With Murray Bartlett—the Australian actor best known for Guiding Light, Looking, and a season four episode of Sex and the City—Armond suddenly came into better focus.

“He read with his mustache and Australian accent, and it just worked really well,” says Tucker, explaining that Bartlett had the polished look of a front-of-house employee and the comic timing to match costars like Coolidge. “The Australian accent gives him a little authority because it’s a foreign accent, but there’s something a bit more approachable than if it were an English accent. And Murray showed some really beautiful moments in his additional audition—where you could see that he wasn’t just this smiling guy. There was much more complexity going on than initially meets the eye.”

White wanted Molly Shannon to play Kitty, an over-involved mother, but Tucker still needed to find Kitty’s entitled son, Shane, and new daughter-in-law, Rachel. Though Shane and Rachel are newlyweds, Tucker did not necessarily have to worry about chemistry when casting Jake Lacy and Alexandra Daddario.

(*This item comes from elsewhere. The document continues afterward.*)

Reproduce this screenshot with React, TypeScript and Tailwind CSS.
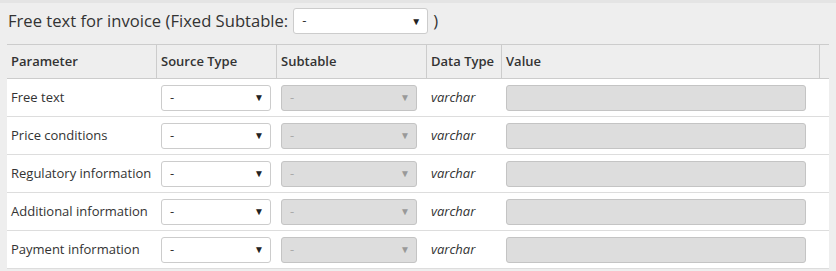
import { FC } from 'react';

const rows = [
  'Free text',
  'Price conditions',
  'Regulatory information',
  'Additional information',
  'Payment information',
];

interface SelectProps {
  width: string;
  disabled?: boolean;
}

const FakeSelect: FC<SelectProps> = ({ width, disabled }) => (
  <div
    className={`${width} h-[26px] flex items-center justify-between pl-[8px] pr-[6px] rounded-[3px] border ${
      disabled ? 'bg-[#dddddd] border-[#c4c4c4] text-[#aaaaaa]' : 'bg-white border-[#cccccc] text-[#333333]'
    }`}
  >
    <span className="text-[13px]">-</span>
    <span className={`text-[10px] ${disabled ? 'text-[#999999]' : 'text-[#222222]'}`}>▼</span>
  </div>
);

export default function App() {
  return (
    <div className="w-[836px] h-[271px] bg-[#eeeeee] border-t-[3px] border-[#e4e4e4] font-['Open_Sans',sans-serif] text-[#333333]">
      <div className="flex items-center h-[35px] pl-[8px] pt-[1px]">
        <span className="text-[16.6px]">Free text for invoice (Fixed Subtable:</span>
        <div className="ml-[5px]">
          <FakeSelect width="w-[135px]" />
        </div>
        <span className="text-[16.6px] ml-[5px]">)</span>
      </div>
      <div className="ml-[7px] w-[822px] mt-[6px]">
        <div className="flex h-[35px] items-center text-[13px] font-semibold border-t border-b border-[#cccccc]">
          <div className="w-[150px] h-full flex items-center pl-[4px] border-r border-[#cccccc]">Parameter</div>
          <div className="w-[120px] h-full flex items-center pl-[4px] border-r border-[#cccccc]">Source Type</div>
          <div className="w-[150px] h-full flex items-center pl-[4px] border-r border-[#cccccc]">Subtable</div>
          <div className="w-[75px] h-full flex items-center pl-[4px] border-r border-[#cccccc]">Data Type</div>
          <div className="w-[318px] h-full flex items-center pl-[4px] border-r border-[#cccccc]">Value</div>
          <div className="flex-1" />
        </div>
        {rows.map((name) => (
          <div key={name} className="flex h-[38px] items-center bg-white border-b border-[#dddddd] text-[13px]">
            <div className="w-[150px] pl-[4px]">{name}</div>
            <div className="w-[120px] pl-[4px]">
              <FakeSelect width="w-[110px]" />
            </div>
            <div className="w-[150px] pl-[4px]">
              <FakeSelect width="w-[136px]" disabled />
            </div>
            <div className="w-[75px] pl-[4px] italic">varchar</div>
            <div className="w-[318px] pl-[4px]">
              <div className="w-[300px] h-[26px] rounded-[3px] bg-[#dddddd] border border-[#c4c4c4]" />
            </div>
          </div>
        ))}
      </div>
    </div>
  );
}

“It’s not a particularly happy marriage from the start,” says Tucker. “Sometimes you really need two actors who make you think, Oh, these people are so in love. But there’s an awkwardness with these two. There’s not a real connection there. So in that kind of thing, we didn’t necessarily need the chemistry.”

White was clear from the beginning that one character would represent the moral center of the show—and that is Belinda, the resort’s spa manager who finds herself hijacked by Coolidge’s character as her vacation plus-one. Tucker and White ended up casting Natasha Rothwell, the Saturday Night Live writer turned Insecure actor. “She is so naturally funny, but there’s such a deep well of empathy towards her,” says Tucker.

Once the actors were cast, there was very much a fingers-crossed feeling amongst the production, explains Murray Bartlett in a separate interview. The White Lotus actors did not meet until they had quarantined in Hawaii, and did not have time to rehearse before filming. Bartlett’s first scene as Armond was a contentious one with Lacy’s Shane, a guest who becomes Armond’s nemesis.

“We did, like, a gazillion takes, and I was like, Oh, am I just not getting what [White] wants? We were having fun, but by the end I was like, I feel like I’m just not getting it,” recalls Bartlett. The actor turned to Lacy between takes to ask what was going on—and Lacy explained that the kitchen-sink approach was White’s way of seeing what an actor was capable of. That kind of workshopping, Bartlett says, is partially how he was able to figure out his character’s dynamic with each of the other characters whom he interfaces with.

“You definitely kind of find your rhythm when you start working together, particularly when you don’t have any rehearsal or table read and are just on the fly. But it was a brilliant group of actors who turned out to be a lovely group of people. So we were all up for the challenge, full of joy, and ready to have a great time. It was exciting, but also like a little scary step off the cliff and being like, Is there a net here to catch us?”

Though pandemic precautions made casting more difficult, Bartlett says that the extraordinary circumstance actually helped fuse the White Lotus cast once they were on set. “We were immediately kind of bonded because it was such a unique situation with the pandemic,” says Bartlett. “We all got pulled out of our COVID pods and taken to Hawaii—to this beautiful place with these great scripts, with this amazing group of people. That was the jumping-off point, you know? So that was kind of a great place to start.”